Re-engineering content

Gary Vaynerchuck is one of the most interesting entrepreneurs on the international scene. His fortune has been his ability to understand his audience and deliver the right content at the right time. 
One of his 'tricks' that has always fascinated me, and that I want to share with you, is the ability to produce content, de-structure it and reconstruct it for a new use and an alternative channel. 
In a nutshell: a long interview or a long conference for a tech event can become, with the right editing, a 20-minute podcast on tech topics or a series of 5 videos of a few seconds in a vertical format that we use on social media to focus on a particular quote or content of interest to our audience. 
Making eLearning courses is exactly that: taking a piece of content and transforming it over and over again, doing A/B tests on our audience, reconstructing the graphics, using parts of the course to raise awareness on social media, creating storytelling on a piece of content that might be long and boring.
Try taking a long lecture by a professor presenting a series of static slides and turn them into dynamic, graphically appealing material.

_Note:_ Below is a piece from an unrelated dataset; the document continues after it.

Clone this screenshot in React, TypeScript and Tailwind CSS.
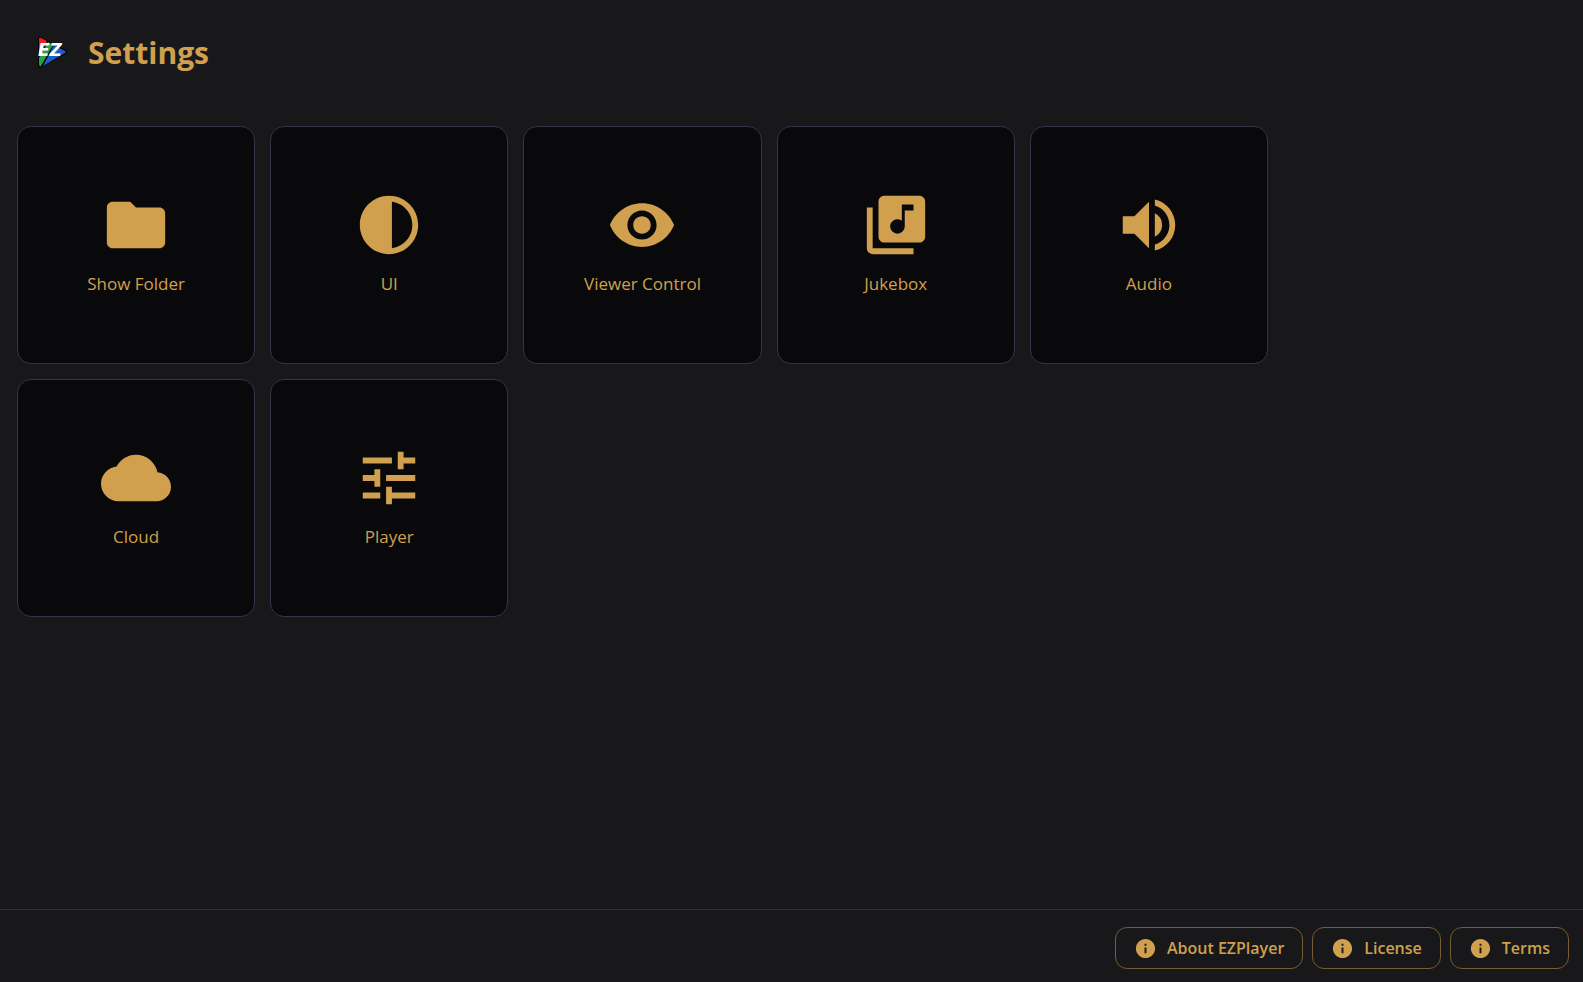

You will realise the value that content can achieve simply by transforming it. 

Using innovative technologies

One of the tools we have at our disposal is, in a nutshell, innovation. There are plenty of start-ups offering brand new tools that enable us, mainly thanks to artificial intelligence and machine learning, to achieve things that a few years ago we could only observe in science fiction films. 
Try to attend trade fairs, study the market and don't be satisfied with the tools you use every day: the web is full of new solutions that will allow you to create interactive videos, cloud solutions that allow you to produce automated content, libraries of images produced by artificial intelligence and virtual assistants of all kinds.
We are in the era of Industrial Revolution 4.0, don't limit yourself to proposing linear solutions to your learners, your imagination can open up unexpected avenues for the people you engage with your eLearning courses. 

What will be your next tool to improve the engagement of your learners?